### Entries shown
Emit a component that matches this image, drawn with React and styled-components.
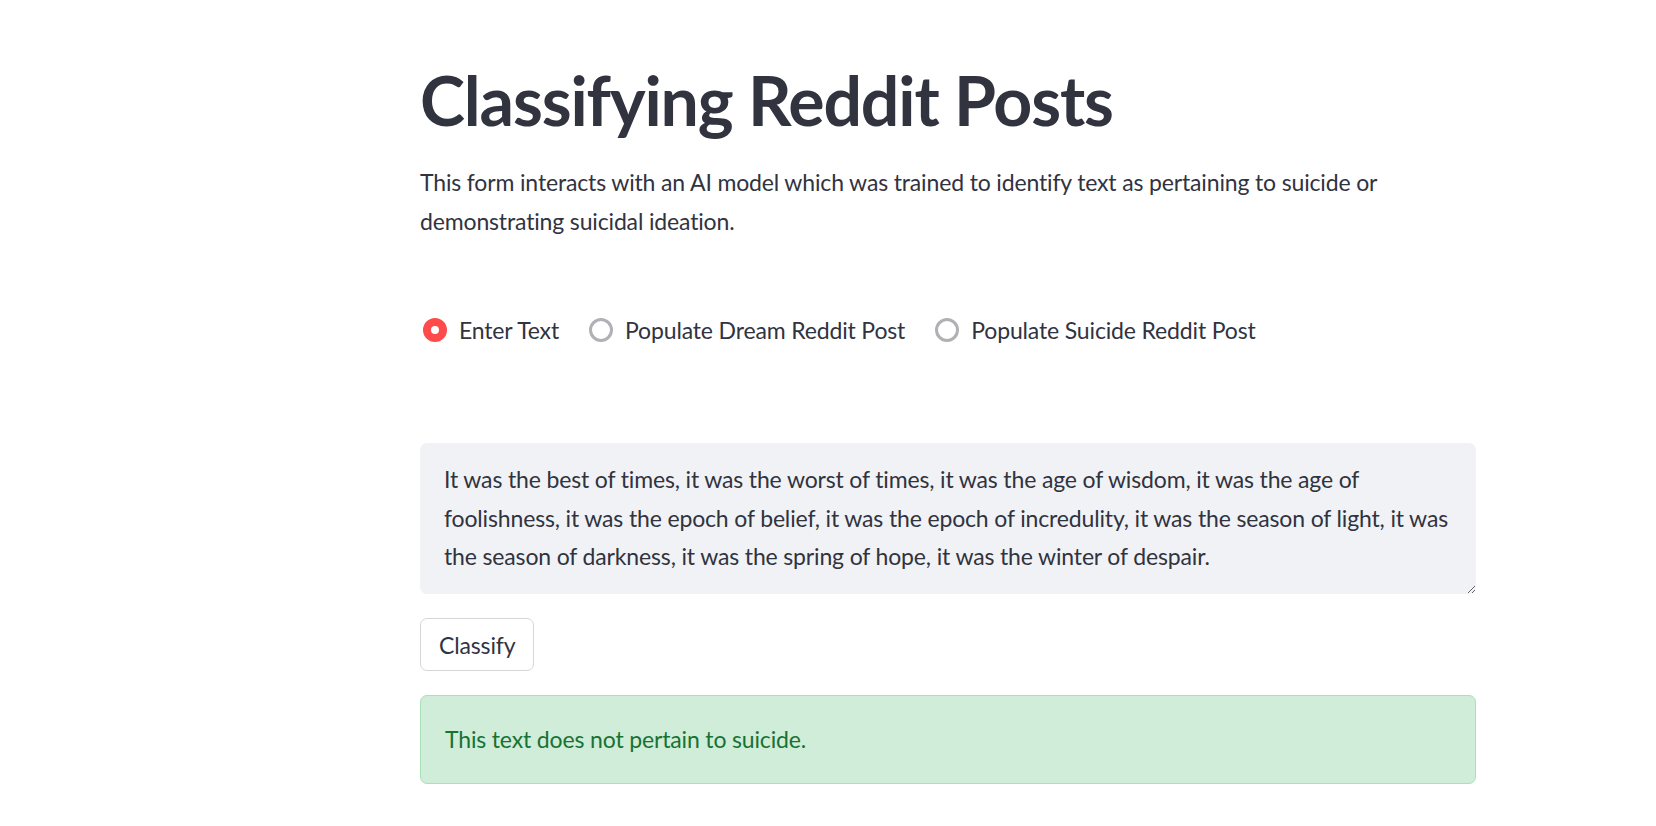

--

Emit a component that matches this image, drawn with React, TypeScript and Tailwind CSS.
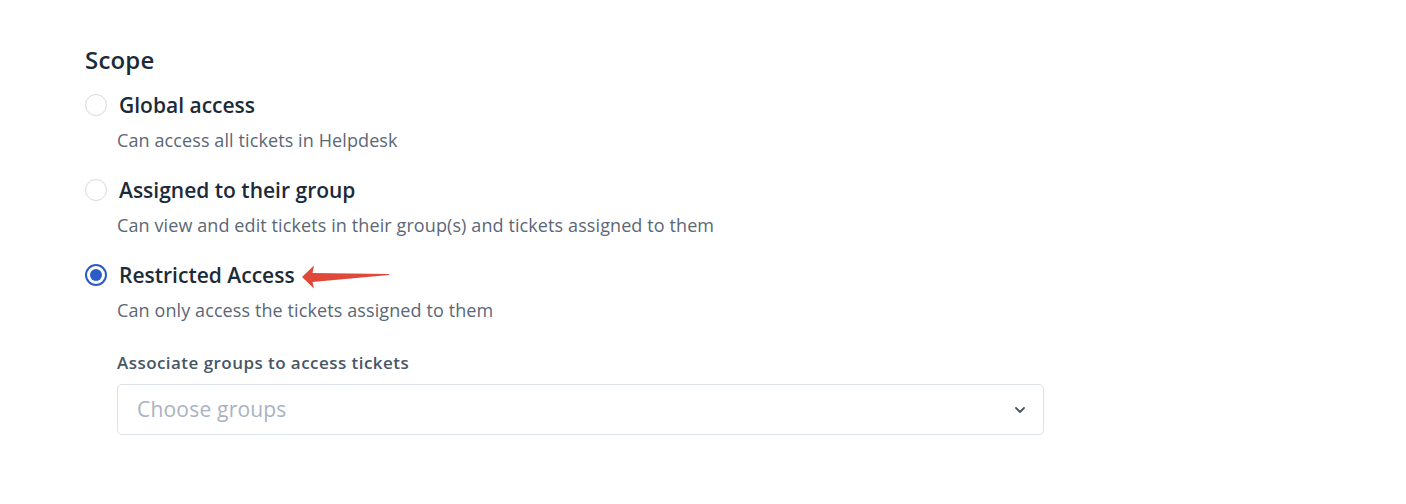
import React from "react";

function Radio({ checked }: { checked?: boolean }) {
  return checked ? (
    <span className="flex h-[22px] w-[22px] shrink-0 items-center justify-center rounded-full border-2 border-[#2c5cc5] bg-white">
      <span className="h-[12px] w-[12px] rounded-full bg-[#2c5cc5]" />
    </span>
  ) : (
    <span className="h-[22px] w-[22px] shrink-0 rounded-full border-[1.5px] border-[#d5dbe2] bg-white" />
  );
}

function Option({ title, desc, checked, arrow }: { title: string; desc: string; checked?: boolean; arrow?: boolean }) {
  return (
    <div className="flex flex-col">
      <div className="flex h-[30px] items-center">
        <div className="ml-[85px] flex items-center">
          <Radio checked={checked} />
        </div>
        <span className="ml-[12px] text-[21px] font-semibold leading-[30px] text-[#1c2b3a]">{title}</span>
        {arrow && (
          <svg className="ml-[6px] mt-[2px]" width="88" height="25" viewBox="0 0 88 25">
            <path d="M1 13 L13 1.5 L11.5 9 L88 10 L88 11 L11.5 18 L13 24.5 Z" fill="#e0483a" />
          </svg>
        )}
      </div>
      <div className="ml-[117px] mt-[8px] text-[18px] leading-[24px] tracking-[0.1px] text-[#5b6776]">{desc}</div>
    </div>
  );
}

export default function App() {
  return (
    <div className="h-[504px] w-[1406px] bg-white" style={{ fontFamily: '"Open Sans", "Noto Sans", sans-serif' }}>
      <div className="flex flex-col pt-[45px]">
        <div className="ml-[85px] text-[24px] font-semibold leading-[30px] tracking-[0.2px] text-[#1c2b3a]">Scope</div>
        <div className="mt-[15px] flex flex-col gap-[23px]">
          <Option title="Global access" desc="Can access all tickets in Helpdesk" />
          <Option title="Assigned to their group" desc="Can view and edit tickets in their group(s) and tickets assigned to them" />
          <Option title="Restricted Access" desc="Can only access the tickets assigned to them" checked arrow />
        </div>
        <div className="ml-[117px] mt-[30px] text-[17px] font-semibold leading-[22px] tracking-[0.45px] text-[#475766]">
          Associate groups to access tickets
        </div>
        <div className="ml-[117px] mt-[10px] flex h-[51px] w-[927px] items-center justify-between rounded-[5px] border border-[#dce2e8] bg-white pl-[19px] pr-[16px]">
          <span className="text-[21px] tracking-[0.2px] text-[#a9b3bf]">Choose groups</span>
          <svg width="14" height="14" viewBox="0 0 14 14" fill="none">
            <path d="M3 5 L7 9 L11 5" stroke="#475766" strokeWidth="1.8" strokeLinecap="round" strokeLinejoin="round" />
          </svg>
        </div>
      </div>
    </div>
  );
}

...

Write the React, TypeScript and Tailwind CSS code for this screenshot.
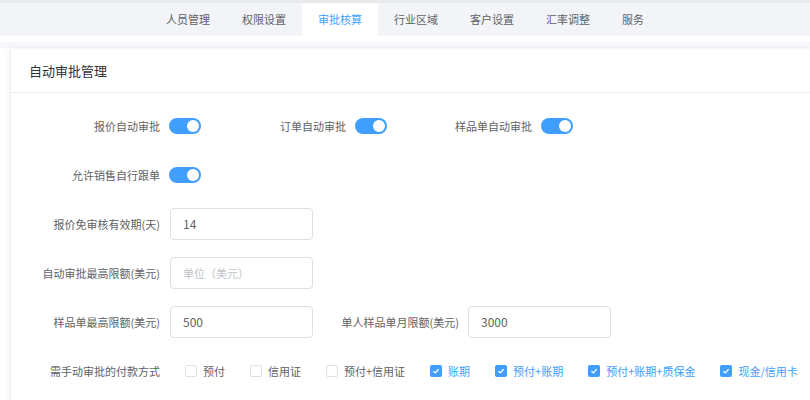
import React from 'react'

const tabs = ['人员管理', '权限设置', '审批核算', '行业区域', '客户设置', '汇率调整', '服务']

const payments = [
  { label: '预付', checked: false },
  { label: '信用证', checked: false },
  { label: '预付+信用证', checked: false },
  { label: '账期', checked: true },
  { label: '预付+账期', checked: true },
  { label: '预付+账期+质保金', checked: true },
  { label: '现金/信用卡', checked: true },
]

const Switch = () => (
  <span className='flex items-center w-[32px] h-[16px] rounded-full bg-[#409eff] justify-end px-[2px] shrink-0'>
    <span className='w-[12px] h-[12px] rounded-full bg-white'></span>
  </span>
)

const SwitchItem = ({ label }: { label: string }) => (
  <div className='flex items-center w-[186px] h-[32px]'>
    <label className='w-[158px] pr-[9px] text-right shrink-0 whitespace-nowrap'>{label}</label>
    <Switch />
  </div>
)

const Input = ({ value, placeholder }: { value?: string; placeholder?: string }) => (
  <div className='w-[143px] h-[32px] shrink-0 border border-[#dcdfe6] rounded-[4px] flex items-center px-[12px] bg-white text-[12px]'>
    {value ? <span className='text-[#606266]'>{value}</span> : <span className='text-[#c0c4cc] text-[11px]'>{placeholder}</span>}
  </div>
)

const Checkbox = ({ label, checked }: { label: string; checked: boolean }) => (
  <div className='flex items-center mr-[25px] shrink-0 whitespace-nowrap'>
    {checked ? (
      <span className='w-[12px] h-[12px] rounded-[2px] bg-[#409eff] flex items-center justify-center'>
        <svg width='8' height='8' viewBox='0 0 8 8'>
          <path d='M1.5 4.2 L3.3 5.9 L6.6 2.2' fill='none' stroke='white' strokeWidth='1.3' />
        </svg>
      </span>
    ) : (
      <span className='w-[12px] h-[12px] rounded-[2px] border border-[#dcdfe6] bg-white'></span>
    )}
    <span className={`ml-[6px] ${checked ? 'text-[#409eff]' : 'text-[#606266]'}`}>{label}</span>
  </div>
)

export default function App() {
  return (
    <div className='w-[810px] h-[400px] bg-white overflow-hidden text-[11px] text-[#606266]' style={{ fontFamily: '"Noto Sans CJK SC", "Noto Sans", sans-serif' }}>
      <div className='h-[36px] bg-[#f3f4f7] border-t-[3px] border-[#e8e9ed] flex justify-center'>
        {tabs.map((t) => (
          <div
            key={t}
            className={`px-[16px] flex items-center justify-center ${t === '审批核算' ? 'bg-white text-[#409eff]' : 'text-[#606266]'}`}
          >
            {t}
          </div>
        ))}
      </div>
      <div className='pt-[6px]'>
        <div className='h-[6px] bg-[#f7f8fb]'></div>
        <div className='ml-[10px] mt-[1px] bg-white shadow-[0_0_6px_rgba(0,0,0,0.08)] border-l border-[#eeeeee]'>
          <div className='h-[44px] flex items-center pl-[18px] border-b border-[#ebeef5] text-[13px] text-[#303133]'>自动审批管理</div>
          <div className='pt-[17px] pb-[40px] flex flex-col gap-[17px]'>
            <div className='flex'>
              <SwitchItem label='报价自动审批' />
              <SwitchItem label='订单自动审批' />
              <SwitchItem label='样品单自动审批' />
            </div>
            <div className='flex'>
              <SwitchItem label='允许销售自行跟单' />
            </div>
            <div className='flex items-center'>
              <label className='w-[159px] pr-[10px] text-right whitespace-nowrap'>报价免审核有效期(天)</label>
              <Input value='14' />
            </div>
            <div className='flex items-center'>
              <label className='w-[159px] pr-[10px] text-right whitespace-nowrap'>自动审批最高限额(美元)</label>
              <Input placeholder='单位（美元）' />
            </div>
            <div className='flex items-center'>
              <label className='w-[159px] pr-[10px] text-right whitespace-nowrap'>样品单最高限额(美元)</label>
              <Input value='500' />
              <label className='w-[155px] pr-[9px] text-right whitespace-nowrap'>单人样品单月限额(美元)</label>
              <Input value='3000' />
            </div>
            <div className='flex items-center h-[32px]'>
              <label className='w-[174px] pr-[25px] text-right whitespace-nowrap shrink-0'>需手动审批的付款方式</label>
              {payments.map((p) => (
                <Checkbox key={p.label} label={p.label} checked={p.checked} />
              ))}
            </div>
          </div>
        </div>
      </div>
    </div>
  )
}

### Task objective
Tally how many lines of the data include the word "drawn". Write the number and nothing else.

### Response
2